When any of these previously mentioned conditions exist, the result is a haphazard patchwork quilt of technology architecture, lacking a solid design and change management framework. With each new addition or change, the system becomes increasingly complex and fragile, and thus, resists change. Such systems can actually work as an anchor, impeding the ability of the enterprise to continuously improve its business processes and the systems that enable them. It’s no wonder why IT is often seen as an obstacle to the Lean Enterprise transformation.
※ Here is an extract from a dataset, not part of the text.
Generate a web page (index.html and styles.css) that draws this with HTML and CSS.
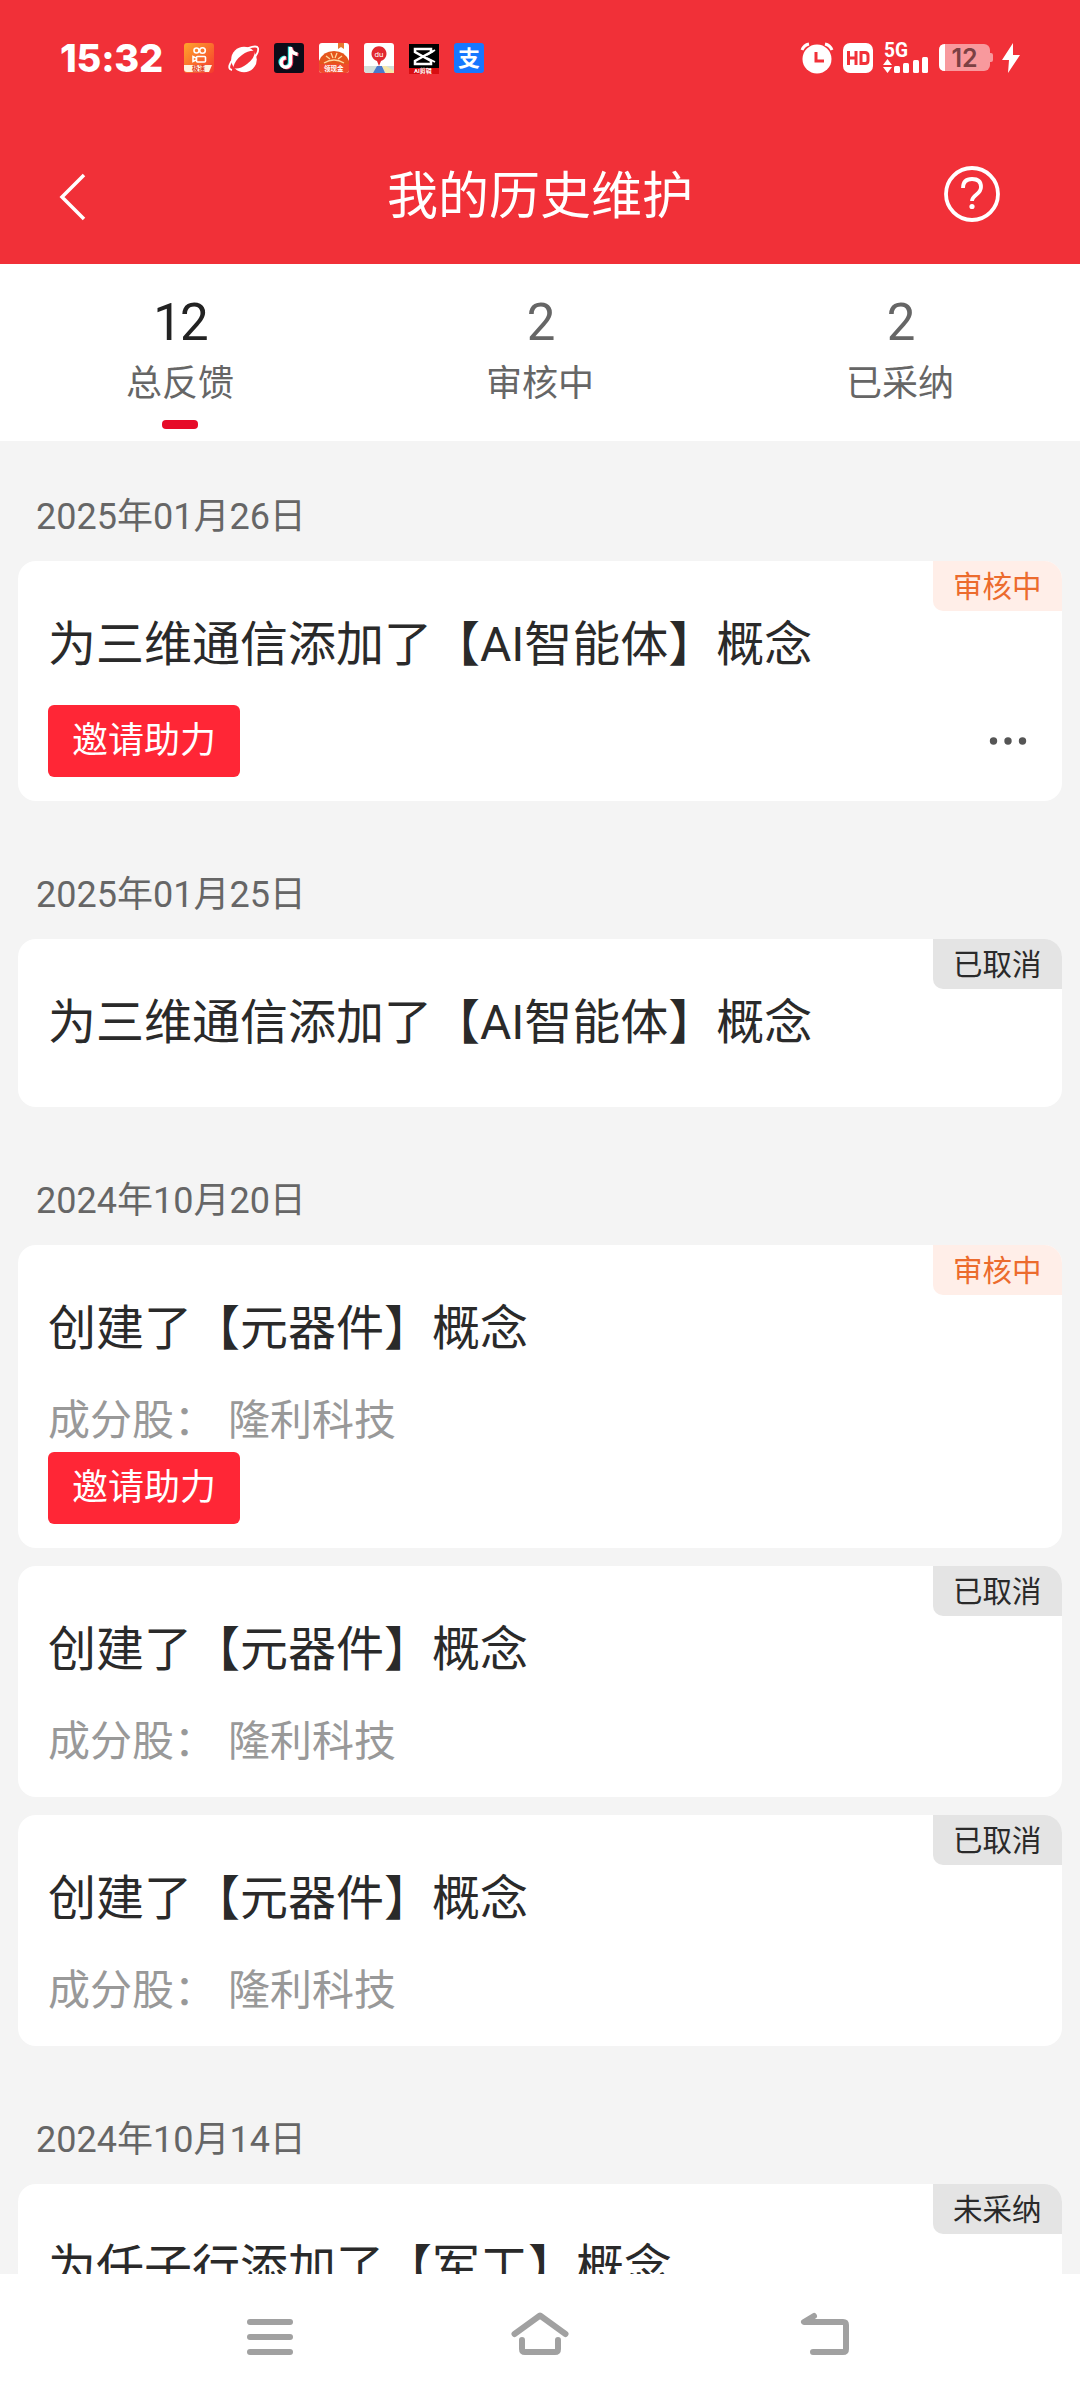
FILE: index.html
```html
<!DOCTYPE html>
<html lang="zh-CN">
<head>
    <meta charset="UTF-8">
    <meta name="viewport" content="width=device-width, initial-scale=1.0">
    <title>我的历史维护</title>
    <link rel="stylesheet" href="styles.css">
</head>
<body>
    <header class="header">
        <div class="status-bar">
            <div class="status-left">
                <span class="clock">15:32</span>
                <svg class="app" viewBox="0 0 30 30">
                    <defs>
                        <linearGradient id="ks" x1="0" y1="0" x2="1" y2="1">
                            <stop offset="0" stop-color="#ffa52b"/>
                            <stop offset="1" stop-color="#f5392e"/>
                        </linearGradient>
                    </defs>
                    <rect width="30" height="30" rx="3" fill="url(#ks)"/>
                    <g fill="none" stroke="#fff" stroke-width="1.6">
                        <circle cx="12.500" cy="7.500" r="2.500"/>
                        <circle cx="18.500" cy="7.500" r="2.800"/>
                        <rect x="12.500" y="13.500" width="9" height="5.500" rx="1"/>
                        <path d="M12 15l-3-1.500v5l3-1.500"/>
                    </g>
                    <path d="M0 22h28l-3 7H3q-3 0-3-3z" fill="#fff3df"/>
                    <text x="8" y="28" font-size="6.500" font-weight="bold" fill="#e33b20">极速</text>
                </svg>
                <svg class="app" viewBox="0 0 30 30">
                    <circle cx="15" cy="16.500" r="12.800" fill="#fff"/>
                    <path d="M3 27Q-2 26 2 19 8 9 19 5q9-3 10 0 1 4-4 10" fill="none" stroke="#fff" stroke-width="1.800"/>
                    <path d="M4 25Q6 17 13 12T26 8Q26 15 18 21T4 25z" fill="#f13038"/>
                </svg>
                <svg class="app" viewBox="0 0 30 30">
                    <rect width="30" height="30" rx="3" fill="#0d0b18"/>
                    <g fill="none" stroke-width="3.400">
                        <path d="M16.500 4v15.500a4.700 4.700 0 1 1-4.700-4.700M16.500 5q1 5.500 7 6.300" stroke="#25e5e0" transform="translate(-1 -.5)"/>
                        <path d="M16.500 4v15.500a4.700 4.700 0 1 1-4.700-4.700M16.500 5q1 5.500 7 6.300" stroke="#f9385a" transform="translate(1 .5)"/>
                        <path d="M16.500 4v15.500a4.700 4.700 0 1 1-4.700-4.700M16.500 5q1 5.500 7 6.300" stroke="#fff"/>
                    </g>
                </svg>
                <svg class="app" viewBox="0 0 30 30">
                    <rect width="30" height="30" rx="3" fill="#fff"/>
                    <path d="M19 0h6v6l-3-2-3 2z" fill="#e8772e"/>
                    <path d="M0 18Q4 8 15 8t15 10v4H0z" fill="#e5551c"/>
                    <path d="M7 13l4 3M12 10l2 5M16 15l2-5M19 16l4-3M5 20q10-6 20 0" stroke="#ffd9a0" stroke-width="1.300" fill="none"/>
                    <path d="M0 21h30v6q0 3-3 3H3q-3 0-3-3z" fill="#f04a2c"/>
                    <text x="5" y="28" font-size="6.500" font-weight="bold" fill="#fff">领现金</text>
                </svg>
                <svg class="app" viewBox="0 0 30 30">
                    <rect width="30" height="30" rx="3" fill="#fff"/>
                    <path d="M0 23h30v4q0 3-3 3H3q-3 0-3-3z" fill="#d3dfda"/>
                    <path d="M13 23h5l3 7H9z" fill="#4a79cb"/>
                    <path d="M18 23h4l8 5v2h-8z" fill="#f5e7a9"/>
                    <path d="M15 23l-2-5a7.500 7.500 0 1 1 4 0z" fill="#e2282f"/>
                    <text x="15" y="14" font-size="8" text-anchor="middle" fill="#fff">du</text>
                </svg>
                <svg class="app" viewBox="0 0 30 30">
                    <rect width="30" height="30" y="1" fill="#000"/>
                    <path d="M22 9V6H6v3l16 9v3H6v-3L24 8" fill="none" stroke="#fff" stroke-width="2.500"/>
                    <path d="M18 12l8-5M18 15l8 4" stroke="#fff" stroke-width="1.800"/>
                    <rect y="25" width="30" height="6" fill="#d80e12"/>
                    <text x="5" y="30" font-size="6" font-weight="bold" fill="#fff">AI剪辑</text>
                </svg>
                <svg class="app" viewBox="0 0 30 30">
                    <rect width="30" height="30" rx="3" fill="#1677ff"/>
                    <text x="15" y="23" font-size="22" font-weight="bold" text-anchor="middle" fill="#fff">支</text>
                </svg>
            </div>
            <div class="status-right">
                <svg width="34" height="32" viewBox="0 0 34 32">
                    <circle cx="17" cy="17" r="14.500" fill="#fff"/>
                    <path d="M2 8q2-5 7-6M25 2q5 1 7 6" fill="none" stroke="#fff" stroke-width="3"/>
                    <path d="M16 10v9h8" fill="none" stroke="#f13038" stroke-width="3"/>
                </svg>
                <svg class="hd" width="30" height="30" viewBox="0 0 30 30">
                    <rect width="30" height="30" rx="7" fill="#fff"/>
                    <path d="M5.500 8v14M13 8v14M5.500 15H13M18 9.500h4q3 0 3 3v5q0 3-3 3h-4z" fill="none" stroke="#f13038" stroke-width="3"/>
                </svg>
                <svg class="signal" width="46" height="32" viewBox="0 0 46 32">
                    <text x="1" y="15" font-size="20" font-weight="bold" fill="#fff" textLength="24" lengthAdjust="spacingAndGlyphs">5G</text>
                    <path d="M0 23l4.500-6 4.500 6zM0 25h9l-4.500 6z" fill="#fff"/>
                    <rect x="11" y="24" width="6" height="7" rx="1.500" fill="#fff"/>
                    <rect x="20" y="21" width="6" height="10" rx="1.500" fill="#fff"/>
                    <rect x="30" y="18" width="6" height="13" rx="1.500" fill="#fff"/>
                    <rect x="39" y="15" width="6" height="16" rx="1.500" fill="#fff"/>
                </svg>
                <svg class="battery" width="54" height="28" viewBox="0 0 54 28">
                    <rect width="51" height="27" rx="6" fill="#f8999d"/>
                    <path d="M51 9h1q2 0 2 2v5q0 2-2 2h-1z" fill="#f8999d"/>
                    <path d="M6 0v27Q0 27 0 21V6Q0 0 6 0z" fill="#fff"/>
                    <text x="25.500" y="23" font-size="25" font-weight="600" text-anchor="middle" fill="#7c4043">12</text>
                </svg>
                <svg class="bolt" width="18" height="30" viewBox="0 0 18 30">
                    <path d="M11 0L0 17h7L6 30 18 12h-7z" fill="#fff"/>
                </svg>
            </div>
        </div>
        <div class="title-bar">
            <svg width="30" height="50" viewBox="0 0 30 50">
                <path d="M26 3L4 25l22 22" fill="none" stroke="#fff" stroke-width="3.500"/>
            </svg>
            <h1>我的历史维护</h1>
            <svg class="help" width="58" height="58" viewBox="0 0 58 58">
                <circle cx="29" cy="29" r="26" fill="none" stroke="#fff" stroke-width="3.800"/>
                <path d="M20 23q0-9 9-9t9 8q0 4-4.500 7.500T29 36" fill="none" stroke="#fff" stroke-width="3.800"/>
                <circle cx="29" cy="41.500" r="2.600" fill="#fff"/>
            </svg>
        </div>
    </header>

    <nav class="tabs">
        <div class="tab active">
            <span class="num">12</span>
            <span class="label">总反馈</span>
        </div>
        <div class="tab">
            <span class="num">2</span>
            <span class="label">审核中</span>
        </div>
        <div class="tab">
            <span class="num">2</span>
            <span class="label">已采纳</span>
        </div>
    </nav>

    <main class="list">
        <div class="date">2025年01月26日</div>
        <div class="card">
            <span class="badge pending">审核中</span>
            <h2>为三维通信添加了【AI智能体】概念</h2>
            <div class="actions">
                <button class="invite">邀请助力</button>
                <svg class="more" width="38" height="10" viewBox="0 0 38 10" fill="#555">
                    <circle cx="4.500" cy="5" r="3.700"/>
                    <circle cx="19" cy="5" r="3.700"/>
                    <circle cx="33.500" cy="5" r="3.700"/>
                </svg>
            </div>
        </div>

        <div class="date">2025年01月25日</div>
        <div class="card">
            <span class="badge">已取消</span>
            <h2>为三维通信添加了【AI智能体】概念</h2>
        </div>

        <div class="date">2024年10月20日</div>
        <div class="card">
            <span class="badge pending">审核中</span>
            <h2>创建了【元器件】概念</h2>
            <p class="stocks"><span>成分股：</span><span>隆利科技</span></p>
            <div class="actions">
                <button class="invite">邀请助力</button>
            </div>
        </div>
        <div class="card">
            <span class="badge">已取消</span>
            <h2>创建了【元器件】概念</h2>
            <p class="stocks"><span>成分股：</span><span>隆利科技</span></p>
        </div>
        <div class="card">
            <span class="badge">已取消</span>
            <h2>创建了【元器件】概念</h2>
            <p class="stocks"><span>成分股：</span><span>隆利科技</span></p>
        </div>

        <div class="date">2024年10月14日</div>
        <div class="card">
            <span class="badge">未采纳</span>
            <h2>为任子行添加了【军工】概念</h2>
        </div>
    </main>

    <footer class="nav-bar">
        <svg width="60" height="50" viewBox="0 0 60 50" fill="#a1a1a1">
            <rect x="7" y="9" width="46" height="6" rx="3"/>
            <rect x="7" y="24" width="46" height="6" rx="3"/>
            <rect x="7" y="39" width="46" height="6" rx="3"/>
        </svg>
        <svg width="60" height="50" viewBox="0 0 60 50" fill="none" stroke="#a1a1a1" stroke-width="6" stroke-linecap="round" stroke-linejoin="round">
            <path d="M4.500 24L30 5.500 55.500 24"/>
            <path d="M12 30v9q0 3 3 3h30q3 0 3-3v-9"/>
        </svg>
        <svg class="back" width="60" height="50" viewBox="0 0 60 50" fill="none" stroke="#a1a1a1" stroke-width="6" stroke-linecap="round" stroke-linejoin="round">
            <path d="M19 6L9 12h39q3 0 3 3v24q0 3-3 3H18"/>
        </svg>
    </footer>
</body>
</html>
```
FILE: styles.css
```css
* {
    box-sizing: border-box;
    margin: 0;
    padding: 0;
}
body {
    font-family: Roboto, "Noto Sans CJK SC", sans-serif;
    background-color: #f4f4f4;
    width: 1080px;
    height: 2400px;
    display: flex;
    flex-direction: column;
    overflow: hidden;
}
svg {
    display: block;
    flex-shrink: 0;
    overflow: visible;
}

/* header */
.header {
    background-color: #f13038;
    color: #fff;
    height: 264px;
    flex-shrink: 0;
}
.status-bar {
    height: 116px;
    padding: 0 60px;
    display: flex;
    justify-content: space-between;
    align-items: center;
}
.status-left,
.status-right {
    display: flex;
    align-items: center;
}
.status-left {
    gap: 15px;
}
.clock {
    width: 109px;
    font-family: Inter, sans-serif;
    font-size: 38px;
    font-weight: 800;
    letter-spacing: -0.2px;
    white-space: nowrap;
}
.app {
    width: 30px;
    height: 30px;
}
.hd {
    margin-left: 9px;
}
.signal {
    margin-left: 10px;
}
.battery {
    margin-left: 10px;
    font-family: Inter, sans-serif;
}
.bolt {
    margin-left: 9px;
}
.title-bar {
    height: 148px;
    padding: 14px 79px 0 58px;
    display: flex;
    align-items: center;
}
.title-bar h1 {
    flex: 1;
    padding-left: 49px;
    font-size: 51px;
    line-height: 80px;
    font-weight: 400;
    text-align: center;
}
.help {
    margin-bottom: 6px;
}

/* tabs */
.tabs {
    display: flex;
    height: 177px;
    flex-shrink: 0;
    background-color: #fff;
}
.tab {
    flex: 1;
    display: flex;
    flex-direction: column;
    align-items: center;
    color: #666;
}
.num {
    padding-top: 29px;
    font-size: 51px;
    line-height: 60px;
    letter-spacing: -2px;
}
.label {
    padding-top: 7px;
    font-size: 36px;
    line-height: 48px;
}
.active .num {
    color: #222;
}
.active::after {
    content: "";
    width: 36px;
    height: 9px;
    margin-top: 12px;
    border-radius: 4px;
    background-color: #e60b28;
}

/* list */
.list {
    flex: 1;
    min-height: 0;
    overflow: hidden;
    padding: 0 18px;
}
.date {
    height: 120px;
    padding: 46px 18px 0;
    font-size: 36px;
    line-height: 60px;
    color: #666;
}
.card {
    position: relative;
    overflow: hidden;
    margin-bottom: 18px;
    padding: 49px 30px 24px;
    border-radius: 18px;
    background-color: #fff;
}
.card h2 {
    height: 95px;
    font-size: 48px;
    line-height: 70px;
    font-weight: 400;
    color: #2a2a2a;
}
.badge {
    position: absolute;
    top: 0;
    right: 0;
    width: 129px;
    height: 50px;
    padding-left: 20px;
    border-radius: 0 0 0 10px;
    font-size: 29.5px;
    line-height: 52px;
    color: #2a2a2a;
    background-color: #e4e4e4;
}
.badge.pending {
    color: #ec6b2d;
    background-color: #ffeee8;
}
.stocks {
    display: flex;
    gap: 12px;
    height: 63px;
    font-size: 42px;
    line-height: 64px;
    color: #999;
}
.actions {
    display: flex;
    justify-content: space-between;
    align-items: center;
}
.more {
    margin-right: 5px;
}
.invite {
    width: 192px;
    height: 72px;
    border: none;
    border-radius: 6px;
    font-family: inherit;
    font-size: 36px;
    line-height: 72px;
    color: #fff;
    background-color: #ff2636;
}

/* bottom navigation */
.nav-bar {
    display: flex;
    gap: 210px;
    flex-shrink: 0;
    height: 126px;
    padding: 36px 0 0 240px;
    background-color: #fff;
}
.back {
    margin-left: 15px;
}
```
By Plbmak on Flickr (CC BY-NC-ND 2.0)

Lean IT countermeasures

Lean thinkers like to speak in terms of countermeasures rather than solutions.  Why? Because problems and circumstances change; what works now may lose effectiveness over time. Thinking in terms of countermeasures and PDCA (plan-do-check-act) experiments helps us to remember that continuous improvement is ongoing adaptation and learning. The implementation of an information system is the beginning, not the end of the investment and value creation process. So we need to change the traditional mindset associated with IT system implementations, application development, and system management, in order to support the overall lean enterprise. Here are a few ideas to consider.

Keep it simple

Whenever you’re considering a technology intervention, stop! First consider ways to simplify the process in a way that does not require automation: creativity before capital. Don’t seek to automate 100% of a process, rather rely on people to understand what variation is natural, and what is non-value-adding, and remove the latter. It’s also important to leave space in the process for human judgment and intervention, rather than try to automate all known variables and scenarios which may occur.

Grab an A3 and sort things out. Map your future state of the process. After several PDCA/kaizen cycles you may discover that your new current state is good enough without technology investment. You may even discover an opportunity to remove some old technology relics along the way.

After your initial efforts to simplify and improve the process, if a technology investment is still needed, the team should now have a clear understanding of the business case and requirements, and have a strong commitment to implement the change simply and quickly.

Make it visual

Electronic dashboards can be very attractive, and are useful in many situations. But they can be very passive for front-line workers and may actually reduce employee engagement, becoming tools for command and control by management. In a lean enterprise, each process owner and his/her team should first consider active visual management (pen and whiteboard, or other hands-on tools) to understand and continuously improve the flow of work and quickly spot problems. By active engagement of the senses, standing in front of the white board in real time to solve problems, the team develops an intuitive feeling for the process. And they can quickly and easily change the information gathered and displayed based on the changing needs of the process itself, without asking for technical assistance. While such manual displays may seem inefficient, they promote team ownership, learning and continuous improvement, which in the long run, are far more valuable.

Use rapid learning cycles

Once a technology project is underway, don’t eat the elephant in one bite. Lessons learned from lean product development (and its counterparts in the software development world, Agile and Scrum) show us that breaking a seemingly large project down into much smaller chunks (batch size and cycle time reduction) delivers more value, faster, with higher quality, far less risk, and more engaged stakeholders. Once the first small iteration of a project is deployed, your new understanding of the situation will most likely affect your plans for the next and subsequent iterations. And by treating each iteration as a PDCA cycle, measuring the outcome against your anticipated results, your ability to create a business case and estimate value with each new, small-batch-sized project improves. This not only improves the quality of each project, but also your ability to prioritise the project backlog to align with enterprise strategy (Hoshin Kanri).

Actively engage the users and stakeholders of the system

The customers and users of the system should be continuously engaged during design, development and testing of any new system, because the process involves emergent learning. No system is ever delivered that looks exactly like the original specifications. Thus, no longer should anyone be allowed to toss something over the wall to IT, asking only about when it will be delivered. This, of course, requires hard work and an investment in time by the business process owners, to ensure the system performs properly from the very start.

Strive for process and information excellence

According to Rother and Shook in their classic lean text, Learning to See (1999) “material and information flow are two sides of the same coin”. Thus business stakeholders need to own their processes and be responsible for making the right technology decisions to enable them. To do this they must engage the right expertise to make proper technical decisions, and enlist technologists’ support to sustain the resulting system. To flip the coin, technologists must gain an understanding of the larger view — the end customer need and the overall value stream — not just the technology in isolation. This becomes a true business and IT partnership – teamwork requiring trust and cooperation.

Summary

The fundamental premise of lean applies is creating value for customers, but the enterprise must first emphasise the development of its people. The capabilities that are developed include problem solving, teamwork across disciplines, visual management, leadership and strategic alignment. These capabilities are focused upon continuous improvement and innovation of business processes, in order to deliver the most value to its customers.